OpenVPN acts as a cryptographically-secure TCP/IP Router, through which any sort of traffic can be passed. It is impossible for anyone on the outside even to detect that the "tunnel" exists(!!), much less break into it. (A port-scan of your IP should show no(!) open sockets.)

And yet, to the authorized users, the remote network is "simply there." Bearing the necessary un-revoked certificates, they approach the hidden door and pass right through. Once the tunnel is made, the IP addresses on the other side appear to be "local." But the OpenVPN server is in secure communication with its peer, whose identity is positively known. You can now use file-sharing or anything else that you please, through the tunnel, knowing that no one can interfere. You know that you must be talking to the intended party, with no "man in the middle." You know that "Eve" cannot eavesdrop.

If you choose, you can now use very simple strategies such as NFS or Samba to share your files, knowing that the tunnel that connects the two systems is secure and reliable. It is not necessary to take further security or authentication measures. You can simply treat the remote as "a trusted part of your internal network."
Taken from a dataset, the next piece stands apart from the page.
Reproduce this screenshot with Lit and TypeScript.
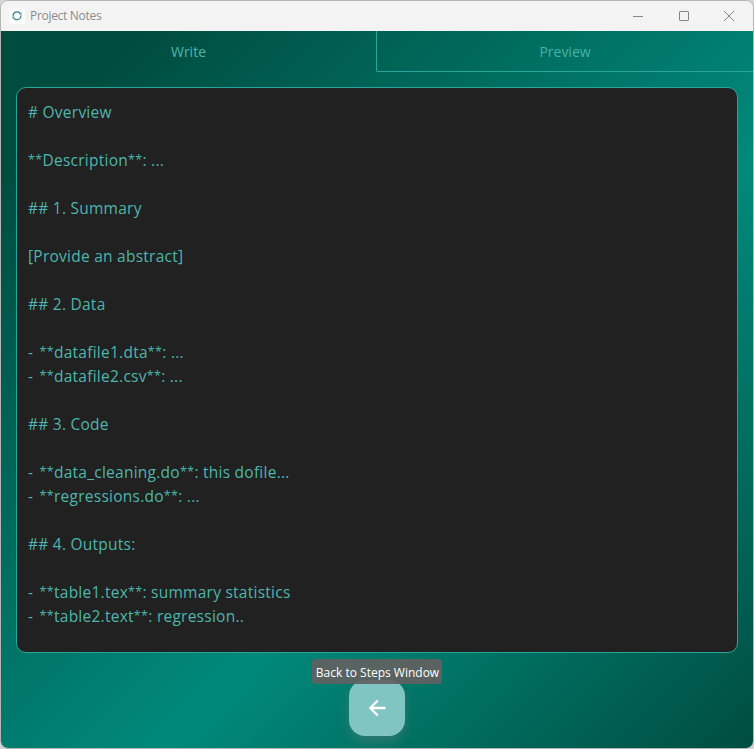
import { LitElement, html, css, svg } from "lit";
import { customElement, property } from "lit/decorators.js";

const NOTES = [
  "# Overview",
  "",
  "**Description**: ...",
  "",
  "## 1. Summary",
  "",
  "[Provide an abstract]",
  "",
  "## 2. Data",
  "",
  "- **datafile1.dta**: ...",
  "- **datafile2.csv**: ...",
  "",
  "## 3. Code",
  "",
  "- **data_cleaning.do**: this dofile...",
  "- **regressions.do**: ...",
  "",
  "## 4. Outputs:",
  "",
  "- **table1.tex**: summary statistics",
  "- **table2.text**: regression..",
];

@customElement("title-bar")
export class TitleBar extends LitElement {
  @property() label = "";

  static styles = css`
    :host {
      display: flex;
      align-items: center;
      height: 30px;
      flex: none;
      background: #f3f3f3;
      color: #8c8c8c;
      font-size: 12px;
      padding-left: 8px;
    }
    .logo {
      width: 16px;
      height: 16px;
      background: #fcfcfc;
      margin-right: 5px;
    }
    .name {
      flex: 1;
      letter-spacing: -0.3px;
      line-height: 28px;
    }
    .controls {
      display: flex;
      margin-right: 1px;
    }
    .control {
      width: 45.5px;
      height: 28px;
      display: flex;
      align-items: center;
      justify-content: center;
    }
    svg {
      display: block;
    }
  `;

  private glyph(d: string) {
    return html`<span class="control">
      <svg width="12" height="12" viewBox="0 0 12 12" fill="none" stroke="#858585">
        ${svg`<path d=${d} />`}
      </svg>
    </span>`;
  }

  render() {
    return html`
      <svg class="logo" viewBox="0 0 16 16" fill="none" stroke="#327d8c" stroke-width="1.2">
        <path d="M11.3 5.6A3.9 3.9 0 0 0 4.2 8.4M4.5 9.4A3.9 3.9 0 0 0 11.9 7.4" />
        <path d="M12.2 4.6v1.7h-1.4M3.8 10.4V9h1.2" stroke-width="0.8" />
      </svg>
      <span class="name">${this.label}</span>
      <span class="controls">
        ${this.glyph("M1 6.5h10")}
        ${this.glyph("M2 1.5h8a.5.5 0 0 1 .5.5v8a.5.5 0 0 1-.5.5h-8a.5.5 0 0 1-.5-.5v-8a.5.5 0 0 1 .5-.5z")}
        ${this.glyph("M1 1l10 10M11 1L1 11")}
      </span>
    `;
  }
}

@customElement("app-root")
export class AppRoot extends LitElement {
  static styles = css`
    :host {
      display: block;
      height: 749px;
      box-sizing: border-box;
      background: #d5d5d5;
      font-family: "Open Sans", "Noto Sans", sans-serif;
    }
    .window {
      box-sizing: border-box;
      width: 754px;
      height: 749px;
      border: 1px solid #b5b5b5;
      border-radius: 8px;
      overflow: hidden;
      display: flex;
      flex-direction: column;
      background: #f3f3f3;
    }
    .body {
      flex: 1;
      display: flex;
      flex-direction: column;
      background: linear-gradient(135deg, #004d40 10%, #00897b 60%, #004d40 100%);
    }
    .tabs {
      display: grid;
      grid-template-columns: 375px 1fr;
      height: 41px;
      flex: none;
      font-size: 14px;
      color: #4db6ac;
      text-align: center;
      line-height: 40px;
    }
    .tab {
      padding-top: 1px;
      box-sizing: border-box;
      height: 41px;
    }
    .tab.idle {
      border-left: 1px solid #26a69a;
      border-bottom: 1px solid #26a69a;
      border-bottom-left-radius: 2px;
    }
    .tab.idle .caption {
      opacity: 0.95;
    }
    .editor {
      box-sizing: border-box;
      height: 566px;
      margin: 15px 15px 0;
      padding: 12px 11px;
      border: 1px solid #26a69a;
      border-radius: 10px;
      background: #212121;
      color: #4db6ac;
      font-size: 15.5px;
      line-height: 24px;
      letter-spacing: 0.25px;
    }
    .line {
      height: 24px;
      white-space: pre;
    }
    .bullet {
      letter-spacing: 1.25px;
    }
    .stars {
      font-size: 12.5px;
      line-height: 1;
      vertical-align: 2px;
      letter-spacing: 0.35px;
    }
    .footer {
      display: flex;
      justify-content: center;
      padding-top: 27px;
    }
    .back {
      position: relative;
      width: 56px;
      height: 56px;
      border-radius: 16px;
      background: #80c5c1;
      box-shadow: 0 6px 12px rgba(128, 128, 128, 0.35);
      display: flex;
      align-items: center;
      justify-content: center;
    }
    .tip {
      position: absolute;
      left: 50%;
      bottom: 52px;
      transform: translateX(-50%);
      box-sizing: border-box;
      width: 130px;
      height: 25px;
      padding-left: 1px;
      border-radius: 4px;
      background: rgba(97, 97, 97, 0.92);
      color: #fff;
      font-size: 12px;
      line-height: 27px;
      text-align: center;
      white-space: nowrap;
    }
  `;

  private renderLine(line: string) {
    const parts = line.split(/(^- |\*\*)/).filter((p) => p);
    return html`<div class="line">${parts.map((p) =>
      p === "**" || p === "- "
        ? html`<span class=${p === "**" ? "stars" : "bullet"}>${p}</span>`
        : p
    )}</div>`;
  }

  render() {
    return html`
      <div class="window">
        <title-bar label="Project Notes"></title-bar>
        <div class="body">
          <div class="tabs">
            <div class="tab"><span class="caption">Write</span></div>
            <div class="tab idle"><span class="caption">Preview</span></div>
          </div>
          <div class="editor">${NOTES.map((l) => this.renderLine(l))}</div>
          <div class="footer">
            <div class="back">
              <svg width="24" height="24" viewBox="0 0 24 24" fill="none" stroke="#fff" stroke-width="2.3">
                <path d="M20.5 12H5.2M12.8 4.5L5.3 12l7.5 7.5" />
              </svg>
              <div class="tip">Back to Steps Window</div>
            </div>
          </div>
        </div>
      </div>
    `;
  }
}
Certificates not only make it completely impossible to "crack your way in," but they also enable the two parties to positively identify themselves to one another – not based on what anyone "knows," but on what they mutually "possess." (Furthermore, any of these materials, if ever compromised, can be revoked without affecting what is possessed by any other still-authorized user.)

If you want to use ssh to provide "a second line of defense," feel free to do so. But arrange for sshd to listen only to the VPN tunnel, and use firewalls to make damn sure that no other traffic can pass either out or in except through the tunnel. One must first clear the tunnel before being given an opportunity to use, or even detect(!), ssh.

"Number of open ports found by a port-scan?" Zero!

"Number of unauthorized access attempts?" Zero!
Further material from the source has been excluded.